Last autumn UZ Leuven was the first to perform a heart transplant in Belgium with the help of a new preservation technique. Thanks to this technique a donor heart can be preserved for almost five times as long, which results in a lower post-operative mortality rate. The procedure is part of an international trial, led by UZ Leuven. The technique is an important evolution in donor heart preservation.
Until now cold preservation on ice has been the standard technique to preserve donor hearts. A large international trial, led by UZ Leuven, is now studying whether the heart can also be preserved with the help of a machine and an especially developed cold solution.
The new technique boosts the chances of a successful transplant. “When the donor heart is preserved on ice, the chance of serious heart failure increases as soon as the heart is preserved outside the body for more than three hours. With the perfusion machine we can maintain a constant, ideal temperature as well as administer extra nutrients. Like this, the heart can be preserved for up to 24 hours and continues to function well afterwards”, says professor Filip Rega, staff cardiac surgeon at UZ Leuven, who performed the operation.
Other organs, such as kidneys, are being stored in this manner with good results for some time already. “Cardiomyocytes are complex cells. They are lot more sensitive to oxygen deficiency than liver, kidney or lung cells. The fact it takes so long before we can introduce new techniques, is mainly due to the nature of the cells.
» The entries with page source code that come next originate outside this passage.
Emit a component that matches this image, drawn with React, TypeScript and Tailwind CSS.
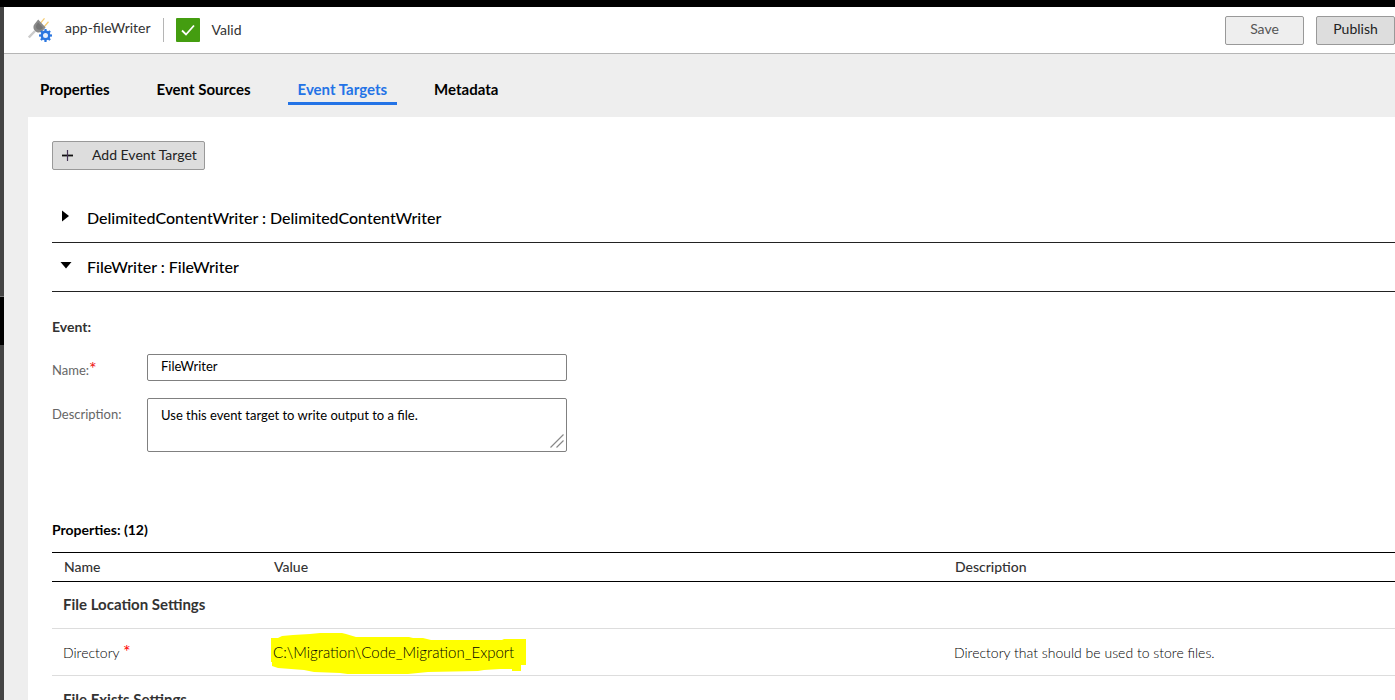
import { useState } from "react";

const tabs = ["Properties", "Event Sources", "Event Targets", "Metadata"];

const cogAngles = [0, 45, 90, 135, 180, 225, 270, 315];

function ConnectorIcon() {
  return (
    <svg width="26" height="26" viewBox="0 0 26 26" fill="none" aria-hidden="true">
      <path d="M.8 20.400 7 14" stroke="#cbcbcb" strokeWidth="2.400" />
      <path d="m12.300 6.300 4.200-5M16 10l4.500-5.200" stroke="#f5cd74" strokeWidth="1.300" />
      <path
        d="m10.200 2.600 7.400 8-2.600 3c-2 2.200-5.400 2.600-7.600.6-2.400-2-2.600-5.400-.4-7.600z"
        fill="#8a8a8a"
      />
      <path d="m10.300 5.600 4.700 5.200c-1.600 2.200-4.400 2.600-6 1.200-1.600-1.600-1.400-4 1.300-6.400z" fill="#757575" />
      <circle cx="17.500" cy="18.500" r="3.700" fill="#e6effc" stroke="#2a76e0" strokeWidth="2.400" />
      {cogAngles.map((angle) => (
        <rect
          key={angle}
          x="16.400"
          y="12"
          width="2.200"
          height="2.400"
          fill="#2a76e0"
          transform={`rotate(${angle} 17.5 18.5)`}
        />
      ))}
    </svg>
  );
}

function Header() {
  return (
    <header className="flex h-[47px] items-center border-b border-[#b5b5b5] bg-white pl-6 text-[#333]">
      <ConnectorIcon />
      <h1 className="ml-[11px] pb-1 text-sm">app-fileWriter</h1>
      <span className="ml-3 h-6 w-px bg-[#b5b5b5]" />
      <span className="ml-3 flex size-6 items-center justify-center rounded-[1px] bg-[#449d10]">
        <svg width="14" height="12" viewBox="0 0 14 12" fill="none" aria-hidden="true">
          <path d="m1 6.500 4 4L13 1.500" stroke="#fff" strokeWidth="1.800" />
        </svg>
      </span>
      <span className="ml-3 text-sm">Valid</span>
      <div className="ml-auto flex gap-3">
        <button disabled className="h-[29px] w-[79px] rounded-[2px] border border-[#999] bg-[#eee] pb-[3px] text-sm text-[#555]">
          Save
        </button>
        <button className="h-[29px] w-[79px] rounded-[2px] border border-[#999] bg-[#ddd] pb-[3px] text-sm text-[#222]">
          Publish
        </button>
      </div>
    </header>
  );
}

function Tabs() {
  const [active, setActive] = useState("Event Targets");
  return (
    <nav className="flex h-[63px] items-end gap-[27px] bg-[#eee] pb-3 pl-[26px]">
      {tabs.map((tab) => (
        <button
          key={tab}
          onClick={() => setActive(tab)}
          className={
            active === tab
              ? "h-[30px] border-b-3 border-[#2373e6] px-[10px] pt-[2px] text-[15px] font-bold text-[#2373e6]"
              : "h-[30px] border-b-3 border-transparent px-[10px] pt-[2px] text-[15px] font-bold text-black"
          }
        >
          {tab}
        </button>
      ))}
    </nav>
  );
}

function SectionToggle({ title, open, onToggle }: { title: string; open: boolean; onToggle: () => void }) {
  return (
    <h2 className="border-b border-[#222]">
      <button
        onClick={onToggle}
        aria-expanded={open}
        className="flex h-12 w-full items-center pl-2 text-base font-medium text-black"
      >
        <svg width="12" height="12" viewBox="0 0 12 12" className="mb-1" aria-hidden="true">
          <path d={open ? "M.500 3h11L6 9.500z" : "M2 .5v11L9 6z"} fill="#000" />
        </svg>
        <span className="ml-[15px]">{title}</span>
      </button>
    </h2>
  );
}

function EventForm() {
  return (
    <form className="mt-[25px] text-[13px] leading-5">
      <h3 className="text-sm leading-5 font-bold text-[#333]">Event:</h3>
      <div className="mt-[17px] flex">
        <label htmlFor="event-name" className="w-[95px] pt-[5px] text-[#666]">
          Name:<span className="text-lg leading-none text-[#e11]">*</span>
        </label>
        <input
          id="event-name"
          defaultValue="FileWriter"
          className="h-[27px] w-[420px] rounded-[2px] border border-[#808080] px-[13px] pb-[3px] text-black"
        />
      </div>
      <div className="mt-[17px] flex">
        <label htmlFor="event-description" className="w-[95px] pt-[6px] text-[#666]">
          Description:
        </label>
        <div className="relative w-[420px]">
          <textarea
            id="event-description"
            defaultValue="Use this event target to write output to a file."
            className="block h-[54px] w-full resize-none rounded-[2px] border border-[#808080] px-[13px] py-[6px] text-black"
          />
          <svg width="14" height="14" viewBox="0 0 14 14" className="absolute right-[3px] bottom-1" aria-hidden="true">
            <path d="M.5 13.500 13.500.5M6.500 13.500l7-7" stroke="#888" strokeWidth="1.200" fill="none" />
          </svg>
        </div>
      </div>
    </form>
  );
}

function PropertiesTable() {
  return (
    <section className="mt-[68px]">
      <h3 className="text-sm leading-5 font-bold text-black">Properties: (12)</h3>
      <table className="mt-3 w-full table-fixed border-collapse text-left text-sm text-[#333]">
        <thead>
          <tr className="h-[29px] border-y border-black">
            <th className="w-[210px] px-3 font-medium">Name</th>
            <th className="w-[681px] px-3 font-medium">Value</th>
            <th className="px-3 font-medium">Description</th>
          </tr>
        </thead>
        <tbody>
          <tr className="h-[47px] border-b border-[#ddd]">
            <th colSpan={3} className="px-[11px] text-[15px] font-bold">File Location Settings</th>
          </tr>
          <tr className="h-[47px] border-b border-[#ddd] font-light text-black">
            <td className="px-[11px]">
              Directory <span className="text-lg leading-none font-normal text-[#f00]">*</span>
            </td>
            <td className="px-[11px] pt-[2px] text-[15px]">
              <span className="relative isolate">
                <svg
                  width="256"
                  height="42"
                  viewBox="0 0 256 42"
                  className="absolute -top-[11px] -left-[3px] -z-10"
                  aria-hidden="true"
                >
                  <path
                    d="M1 6h7l4-2 11-1 17-1L50 1h22l4 1 10 3h53l4 1h10l8 2h71l2-1h22v26h-5v6h-9v-2h-12l-16 1-6 1-50 1-20 2-10 1H85l-15-2-26-1-10-2-26-2-6-2v-4H1z"
                    fill="#ff0"
                  />
                </svg>
                C:\Migration\Code_Migration_Export
              </span>
            </td>
            <td className="px-[11px] pt-[2px]">Directory that should be used to store files.</td>
          </tr>
          <tr className="h-[47px] border-b border-[#ddd]">
            <th colSpan={3} className="px-[11px] pt-[2px] text-[15px] font-bold">File Exists Settings</th>
          </tr>
        </tbody>
      </table>
    </section>
  );
}

export default function App() {
  const [writerOpen, setWriterOpen] = useState(false);
  const [fileOpen, setFileOpen] = useState(true);
  return (
    <div className="flex h-screen flex-col overflow-hidden bg-white font-[Lato,sans-serif]">
      <div className="h-[7px] shrink-0 bg-black" />
      <div className="flex min-h-0 flex-1">
        <aside className="w-1 shrink-0 bg-[#444]">
          <div className="mt-[289px] h-[49px] border-t border-[#777] bg-black" />
        </aside>
        <div className="flex min-w-0 flex-1 flex-col">
          <Header />
          <Tabs />
          <div className="flex min-h-0 flex-1 bg-[#eee] pl-6">
            <main className="min-w-0 flex-1 overflow-hidden bg-white pt-6 pl-6">
              <button className="flex h-[29px] items-center rounded-[2px] border border-[#999] bg-[#ddd] px-[7px] text-sm text-[#222]">
                <svg width="15" height="15" viewBox="0 0 15 15" aria-hidden="true">
                  <path d="M2 7.500h11" stroke="#111" strokeWidth="1.800" />
                  <path d="M7.500 2v11" stroke="#435" strokeWidth="1.200" />
                </svg>
                <span className="ml-[17px] pb-[2px]">Add Event Target</span>
              </button>
              <div className="mt-6">
                <SectionToggle
                  title="DelimitedContentWriter : DelimitedContentWriter"
                  open={writerOpen}
                  onToggle={() => setWriterOpen(!writerOpen)}
                />
                <SectionToggle title="FileWriter : FileWriter" open={fileOpen} onToggle={() => setFileOpen(!fileOpen)} />
              </div>
              {fileOpen && (
                <>
                  <EventForm />
                  <PropertiesTable />
                </>
              )}
            </main>
          </div>
        </div>
      </div>
    </div>
  );
}
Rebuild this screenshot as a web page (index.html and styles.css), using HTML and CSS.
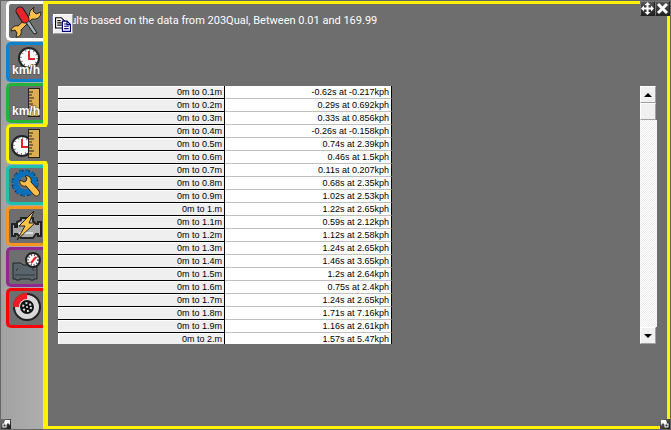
FILE: index.html
```
<!DOCTYPE html>
<html lang="en">
<head>
    <meta charset="UTF-8">
    <meta name="viewport" content="width=device-width, initial-scale=1.0">
    <title>Distance results</title>
    <link rel="stylesheet" href="styles.css">
</head>
<body>
    <div class="window">
        <nav class="tabs">
            <button class="tab tab-tools" aria-label="Tools">
                <svg viewBox="0 0 34 34">
                    <path d="M25 3l-4 4-1 5L9 22c-3-1-6 1-7 5l4-1 2 3-1 4c4 0 6-3 5-7l11-11c5 1 9-2 9-7l-5 2-3-3z" fill="#fcbf4a" stroke="#222"/>
                    <path d="M16 17l9 13 3-1-9-14z" fill="#a4b4bc" stroke="#222"/>
                    <path d="M11 7l5 8" stroke="#222" stroke-width="9" stroke-linecap="round"/>
                    <path d="M11 7l5 8" stroke="#e8232a" stroke-width="7" stroke-linecap="round"/>
                </svg>
            </button>
            <button class="tab tab-speed" aria-label="Speed over time">
                <svg viewBox="0 0 34 34">
                    <circle cx="20" cy="13" r="10" fill="#fff" stroke="#222" stroke-width="2"/>
                    <circle cx="20" cy="13" r="8" fill="none" stroke="#777" stroke-width="2" stroke-dasharray="1 3.190"/>
                    <path d="M20 6v8h6" fill="none" stroke="#e8232a" stroke-width="2"/>
                    <text class="unit" x="3" y="29">km/h</text>
                </svg>
            </button>
            <button class="tab tab-speed-distance" aria-label="Speed over distance">
                <svg viewBox="0 0 34 34">
                    <rect x="19.500" y="2.500" width="11" height="28" fill="#dcae50" stroke="#222"/>
                    <path d="M20 6h4M20 9h3M20 12h5M20 15h3M20 18h4M20 21h3M20 24h5M20 27h3" stroke="#222"/>
                    <text class="unit" x="3" y="29">km/h</text>
                </svg>
            </button>
            <button class="tab tab-distance active" aria-label="Time over distance">
                <svg viewBox="0 0 34 34">
                    <circle cx="13" cy="19" r="10" fill="#fff" stroke="#222" stroke-width="2"/>
                    <circle cx="13" cy="19" r="8" fill="none" stroke="#777" stroke-width="2" stroke-dasharray="1 3.190"/>
                    <path d="M13 12v8h6" fill="none" stroke="#e8232a" stroke-width="2"/>
                    <rect x="19.500" y="2.500" width="11" height="28" fill="#dcae50" stroke="#222"/>
                    <path d="M20 6h4M20 9h3M20 12h5M20 15h3M20 18h4M20 21h3M20 24h5M20 27h3" stroke="#222"/>
                </svg>
            </button>
            <button class="tab tab-setup" aria-label="Setup">
                <svg viewBox="0 0 34 34">
                    <circle cx="16" cy="15" r="11" fill="none" stroke="#0b3558" stroke-width="5" stroke-dasharray="4 1.760"/>
                    <circle cx="16" cy="15" r="9" fill="#6e6e6e" stroke="#0870bd" stroke-width="5"/>
                    <circle cx="16" cy="15" r="11" fill="none" stroke="#0870bd" stroke-width="4" stroke-dasharray="3 2.760"/>
                    <path d="M11 12l4 2 2-1 1-3-2-2c4-1 7 2 6 6l8 9c2 3-2 7-5 4l-8-9c-4 1-7-2-6-6z" fill="#fcbf4a" stroke="#222"/>
                </svg>
            </button>
            <button class="tab tab-engine" aria-label="Engine">
                <svg viewBox="0 0 34 34">
                    <path d="M3 15h3v3h2v-5l4-2V9h12v3l3 3h2v-2h3v14h-3v-2h-2l-3 4H12l-4-4H6v2H3z" fill="#aaa" stroke="#222" stroke-width="2"/>
                    <path d="M9 15h15M10 24h14" stroke="#ddd" stroke-width="2"/>
                    <path d="M25 2L10 17h6L8 31l18-17h-6z" fill="#fcc544" stroke="#222"/>
                </svg>
            </button>
            <button class="tab tab-pressure" aria-label="Pressure">
                <svg viewBox="0 0 34 34">
                    <path d="M4 13h8l2 2h14v14h-3v1h-4v-1H11v1H7v-1H4z" fill="#59646a" stroke="#222"/>
                    <path d="M6 25h20M9 18l-2 3M23 18l2 3" stroke="#303638"/>
                    <circle cx="24" cy="10" r="7" fill="#fff" stroke="#222" stroke-width="2"/>
                    <circle cx="24" cy="10" r="5" fill="none" stroke="#444" stroke-width="2" stroke-dasharray="1 2"/>
                    <path d="M22 13l5-6" stroke="#e8232a" stroke-width="2"/>
                </svg>
            </button>
            <button class="tab tab-brakes" aria-label="Brakes">
                <svg viewBox="0 0 34 34">
                    <circle cx="18" cy="16" r="13" fill="#d8d8d8" stroke="#222" stroke-width="2"/>
                    <path d="M18 16V2A14 14 0 0 0 4 16z" fill="#ed1c24"/>
                    <circle cx="18" cy="16" r="8" fill="#ddd"/>
                    <circle cx="18" cy="16" r="7" fill="#111"/>
                    <circle cx="18" cy="16" r="4" fill="none" stroke="#ddd" stroke-width="2" stroke-dasharray="2 2.190"/>
                    <circle cx="18" cy="16" r="1" fill="#ddd"/>
                </svg>
            </button>
        </nav>

        <main class="panel">
            <header class="heading">
                <button class="copy" aria-label="Copy">
                    <svg viewBox="1 1 14 14">
                        <path d="M1.500 2.500h5l3 3v6h-8z" fill="#fff" stroke="#000"/>
                        <path d="M3 5h3M3 7h4M3 9h4" stroke="#000"/>
                        <path d="M7.500 5.500h4l3 3v6h-7z" fill="#fff" stroke="#00007b"/>
                        <path d="M11.500 5.500v3h3M9 8h2M9 10h4M9 12h4" fill="none" stroke="#00007b"/>
                    </svg>
                </button>
                <p>Results based on the data from 203Qual, Between 0.01 and 169.99</p>
            </header>

            <div class="results">
                <div class="table-view">
                    <table>
                        <tbody>
                            <tr><th scope="row">0m to 0.1m</th><td>-0.62s at -0.217kph</td></tr>
                            <tr><th scope="row">0m to 0.2m</th><td>0.29s at 0.692kph</td></tr>
                            <tr><th scope="row">0m to 0.3m</th><td>0.33s at 0.856kph</td></tr>
                            <tr><th scope="row">0m to 0.4m</th><td>-0.26s at -0.158kph</td></tr>
                            <tr><th scope="row">0m to 0.5m</th><td>0.74s at 2.39kph</td></tr>
                            <tr><th scope="row">0m to 0.6m</th><td>0.46s at 1.5kph</td></tr>
                            <tr><th scope="row">0m to 0.7m</th><td>0.11s at 0.207kph</td></tr>
                            <tr><th scope="row">0m to 0.8m</th><td>0.68s at 2.35kph</td></tr>
                            <tr><th scope="row">0m to 0.9m</th><td>1.02s at 2.53kph</td></tr>
                            <tr><th scope="row">0m to 1.m</th><td>1.22s at 2.65kph</td></tr>
                            <tr><th scope="row">0m to 1.1m</th><td>0.59s at 2.12kph</td></tr>
                            <tr><th scope="row">0m to 1.2m</th><td>1.12s at 2.58kph</td></tr>
                            <tr><th scope="row">0m to 1.3m</th><td>1.24s at 2.65kph</td></tr>
                            <tr><th scope="row">0m to 1.4m</th><td>1.46s at 3.65kph</td></tr>
                            <tr><th scope="row">0m to 1.5m</th><td>1.2s at 2.64kph</td></tr>
                            <tr><th scope="row">0m to 1.6m</th><td>0.75s at 2.4kph</td></tr>
                            <tr><th scope="row">0m to 1.7m</th><td>1.24s at 2.65kph</td></tr>
                            <tr><th scope="row">0m to 1.8m</th><td>1.71s at 7.16kph</td></tr>
                            <tr><th scope="row">0m to 1.9m</th><td>1.16s at 2.61kph</td></tr>
                            <tr><th scope="row">0m to 2.m</th><td>1.57s at 5.47kph</td></tr>
                        </tbody>
                    </table>
                </div>
                <div class="scrollbar">
                    <button class="scroll-button" aria-label="Scroll up">
                        <svg viewBox="0 0 8 4"><path d="M0 4l4-4 4 4z"/></svg>
                    </button>
                    <button class="scroll-button" aria-label="Scroll position"></button>
                    <div class="track"></div>
                    <button class="scroll-button" aria-label="Scroll down">
                        <svg viewBox="0 0 8 4"><path d="M0 0l4 4 4-4z"/></svg>
                    </button>
                </div>
            </div>
        </main>

        <div class="window-buttons">
            <button aria-label="Move">
                <svg viewBox="0 0 13 13">
                    <path d="M6.500 0l3 3h-2v2.500H10v-2l3 3-3 3v-2H7.500V10h2l-3 3-3-3h2V7.500H3v2l-3-3 3-3v2h2.500V3h-2z" fill="#fff"/>
                </svg>
            </button>
            <button aria-label="Close">
                <svg viewBox="0 0 13 13">
                    <path d="M2 2l9 9M11 2l-9 9" stroke="#fff" stroke-width="3"/>
                </svg>
            </button>
        </div>
        <button class="resize resize-left" aria-label="Resize from left">
            <svg viewBox="0 0 10 10">
                <path d="M4 1h5v5L7 4 5 6 3 4z" fill="#fff"/>
                <rect x="2" y="5" width="3" height="3" fill="#333" stroke="#fff"/>
            </svg>
        </button>
        <button class="resize resize-right" aria-label="Resize from right">
            <svg viewBox="0 0 10 10">
                <path d="M6 1H1v5l2-2 2 2 2-2z" fill="#fff"/>
                <rect x="5" y="5" width="3" height="3" fill="#333" stroke="#fff"/>
            </svg>
        </button>
    </div>
</body>
</html>
```

FILE: styles.css
```
* {
    box-sizing: border-box;
}
body {
    margin: 0;
    font-family: "Liberation Sans", Arial, sans-serif;
}
button {
    margin: 0;
    padding: 0;
    border: none;
    cursor: pointer;
}
svg {
    display: block;
}
.window {
    position: relative;
    display: flex;
    height: 100vh;
    border: 1px solid #666;
    background-color: #6e6e6e;
}

/* side tabs */
.tabs {
    display: flex;
    flex-direction: column;
    gap: 1px;
    width: 42px;
    padding-left: 5px;
    background: linear-gradient(to right, #a2a2a2, #aeaeae);
}
.tab {
    position: relative;
    width: 37px;
    height: 40px;
    border: 3px solid;
    border-right: none;
    border-radius: 5px 0 0 5px;
    background-color: #6e6e6e;
}
.tab svg {
    width: 34px;
    height: 34px;
}
.tab-tools {
    border-color: #fff;
}
.tab-speed {
    border-color: #0a84d0;
}
.tab-speed-distance {
    border-color: #1fb53a;
}
.tab-distance {
    border-color: #fff200;
}
.tab-setup {
    border-color: #20c0b0;
}
.tab-engine {
    border-color: #f7941d;
}
.tab-pressure {
    border-color: #92278f;
}
.tab-brakes {
    border-color: #f00;
}
.tab.active {
    width: 42px;
    z-index: 1;
}
/* rounded ends where the panel border meets the open tab */
.tab.active::before,
.tab.active::after {
    content: "";
    position: absolute;
    right: 0;
    width: 5px;
    height: 3px;
}
.tab.active::before {
    top: -3px;
    background: radial-gradient(circle at 0 0, #fff200 4px, #6e6e6e 5px);
}
.tab.active::after {
    bottom: -3px;
    background: radial-gradient(circle at 0 100%, #fff200 4px, #6e6e6e 5px);
}
.unit {
    font-size: 12px;
    font-weight: bold;
    fill: #fff;
    stroke: #555;
    stroke-width: 1px;
    paint-order: stroke;
}

/* results panel */
.panel {
    display: flex;
    flex: 1;
    flex-direction: column;
    min-width: 0;
    padding: 10px;
    border: 3px solid #fff200;
    border-left-width: 5px;
}
.heading {
    position: relative;
    height: 72px;
    margin-left: -6px;
}
.heading p {
    margin: 0;
    font-family: Roboto, "Liberation Sans", sans-serif;
    font-size: 11px;
    line-height: 14px;
    color: #fff;
}
.copy {
    position: absolute;
    top: 0;
    left: 1px;
    width: 20px;
    height: 20px;
    padding: 1px;
    border: 1px solid #fff;
    border-right-color: #a0a0a0;
    border-bottom-color: #a0a0a0;
    background-color: #f0f0f0;
}
.results {
    display: flex;
    flex: 1;
    justify-content: space-between;
    min-height: 0;
    margin-bottom: 72px;
}
.table-view {
    overflow: hidden;
}
table {
    width: 334px;
    border-collapse: separate;
    border-spacing: 0;
    table-layout: fixed;
    background-color: #fff;
    font-size: 9px;
    line-height: 12px;
}
th, td {
    height: 13px;
    padding: 0 2px;
    border-right: 1px solid #000;
    border-bottom: 1px solid #c0c0c0;
    font-weight: normal;
    text-align: right;
    white-space: nowrap;
}
th {
    border-bottom-color: #000;
    background-color: #efefef;
    box-shadow: inset 1px 1px #fff;
}
.scrollbar {
    display: flex;
    flex-direction: column;
    width: 17px;
}
.scroll-button {
    display: flex;
    align-items: center;
    justify-content: center;
    width: 16px;
    height: 17px;
    border: 1px solid #fff;
    border-right-color: #a0a0a0;
    border-bottom-color: #a0a0a0;
    background-color: #f0f0f0;
}
.scroll-button svg {
    width: 8px;
    height: 4px;
}
.track {
    flex: 1;
    background: repeating-conic-gradient(#fff 0 25%, #ececec 0 50%) 0 0 / 2px 2px;
}

/* window controls */
.window-buttons {
    position: absolute;
    top: 0;
    right: 0;
    display: flex;
}
.window-buttons button {
    width: 15px;
    height: 15px;
    border: 1px solid #222;
    border-top-color: #777;
    border-left-color: #777;
    background: linear-gradient(#555, #222);
}
.resize {
    position: absolute;
    bottom: 0;
    width: 10px;
    height: 10px;
    background: linear-gradient(135deg, #777, #111);
}
.resize-left {
    left: 0;
}
.resize-right {
    right: 0;
}
```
Nowadays, transplant surgeons are faced with a number of problems. On the one hand, there is a big shortage of donor organs. On the other, there is a great need for a way to preserve donor hearts for longer. “Today we are transplanting patients with much more complex disorders than we used to. Often they will already have undergone multiple open heart surgeries before their transplant. This makes transplanting more difficult and the donor heart will have to be preserved outside the body for longer. This trial offers a solution for this problem”, according to professor Van Cleemput, staff cardiologist at UZ Leuven and medically responsible for the trial.
This international trial is conducted in eight large transplant centres, including centres in Paris, Berlin, Munich and Madrid. The new storage technique was developed by professor Stig Steen (Lund University).